Born on a mixed subsistence farm in rural Lunenburg County, Nova Scotia, Canada. Moved to Ontario in 1967 to attend University at what was then Waterloo Lutheran University and moved to Oakville, Ontario in 1971. Without intending to live up to the name became a letter carrier the following January and have worked for Canada Post ever since.
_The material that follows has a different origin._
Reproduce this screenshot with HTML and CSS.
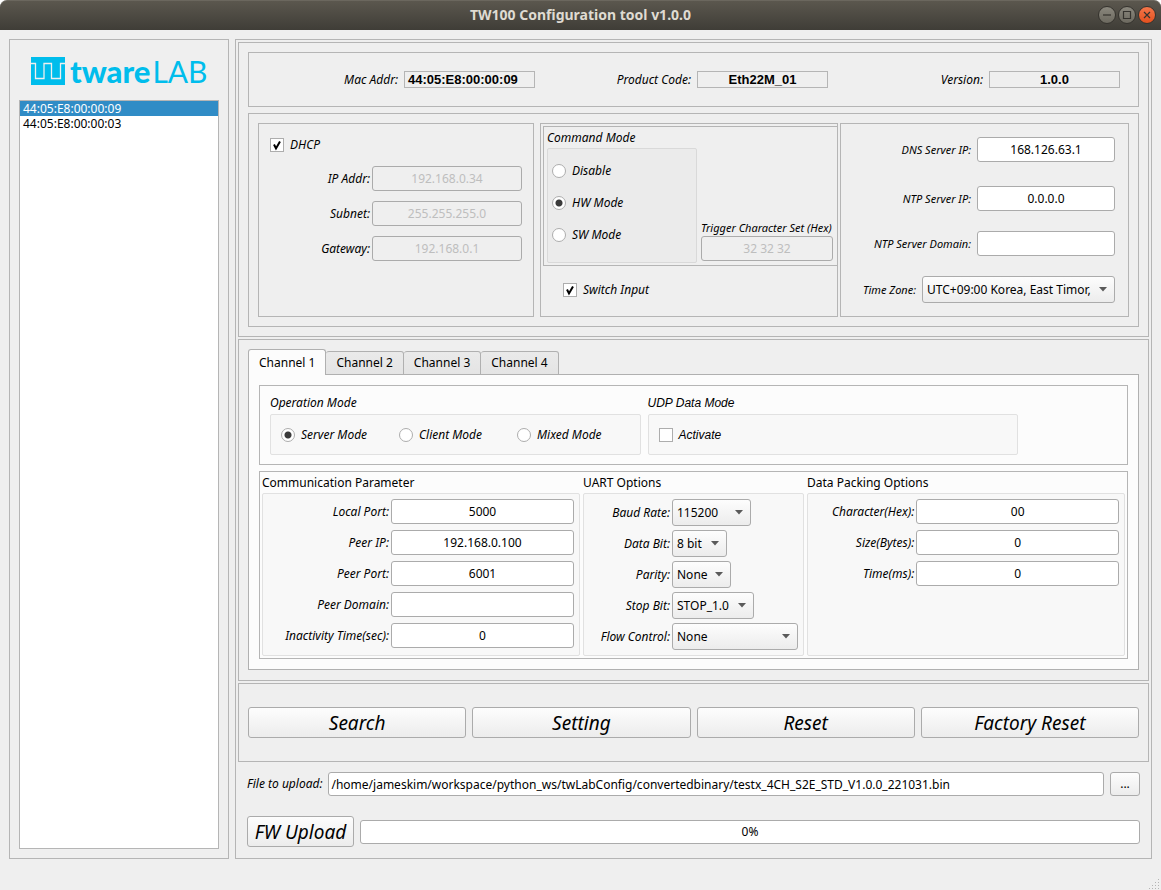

I retired in August of 2008.

Thursday, August 30, 2007

Justice

The summer I turned 10 a fourteen-year-old named Steven Truscott in far off Ontario was accused, and convicted to hang for the rape and murder of his classmate Lynn Harper.  To a farmboy in Nova Scotia in 1959 rape was an unknown concept and murder was something that happened in sin cities like New York or Chicago.  In 1971 I read Bill Trent’s The Steven Truscott Story.  After learning the facts of the case I remained as mystified as I had been twelve years earlier. 

 

Fifty years later we may think the Young Offenders act allows teens to get away with murder but in 1959 Steven Truscott, an “army brat” from Clinton, Ontario came within a hair’s breathe of being railroaded to the gallows.  Had this been the hanging state of Texas this would all be history.  Since preserving fifty-year-old evidence was not the top priority of a small municipality such as Clinton we will never know whether Steven Truscott is guilty or innocent.  What we do know is that kicking and screaming Ontario’s judicial system this week finally had to admit that given today’s standards the case presented in 1959 would not stand up in a court of law and therefore it acquitted him of that murder.  They stopped short of declaring him innocent. 

 

In the past decade here in Canada the news has been full of prominent cases of miss-carriage of justice notably those of Donald Marshall, Steven Milgaard, and Robert Baltovich.  The latter is still unresolved and whether or not there is a connection to Paul Bernardo we may never know.  Miscarriage of justice works both ways mind you.  In California “the juice” has all but admitted that he got away with murder.  “Fracture” a movie just released on DVD shows that in theory it is possible to brazenly defend yourself against a confession of murder. 

 

What our Canadian cases have in common are police forces under pressure to make an arrest, prejudice, and young men in the wrong place at the wrong time who lack the financial resources to hire a lawyer such as Edward Greenspan.  Whatever the status of their innocence or guilt the trauma involved in being subjected to the legal system and incarerated during their formative years is such that only a very tough-minded individual could survive it or a pathological liar.  Regardless the experience is one that cannot possibly be repaid by financial recompense. 

 

When defending society trumps human rights we get Guantanimo.  To ensure the safety of consumer products we must now fight our way to them through safety seals.  To ensure airline flights are safe we consent to be collectively treated like criminals.  In an attempt to ensure their safety the rich live in “gated” communities and send their children to private schools so that they not be exposed to the wrong kind of people.  Right-wing conservatives may consider society soft on crime and advocate hiring more cops but can we deny the connection between Middle East refuge camps that have housed generations of many families and the desperation that has fueled terrorism.  Is it really cheaper to overfill our prison system with minorities than to give them an opportunity to better there socio-economic status.  Is it just that the minimum wage is kept so low that the working poor would be better off if they went on welfare?  Is it morally just to claim that crime is not a social problem?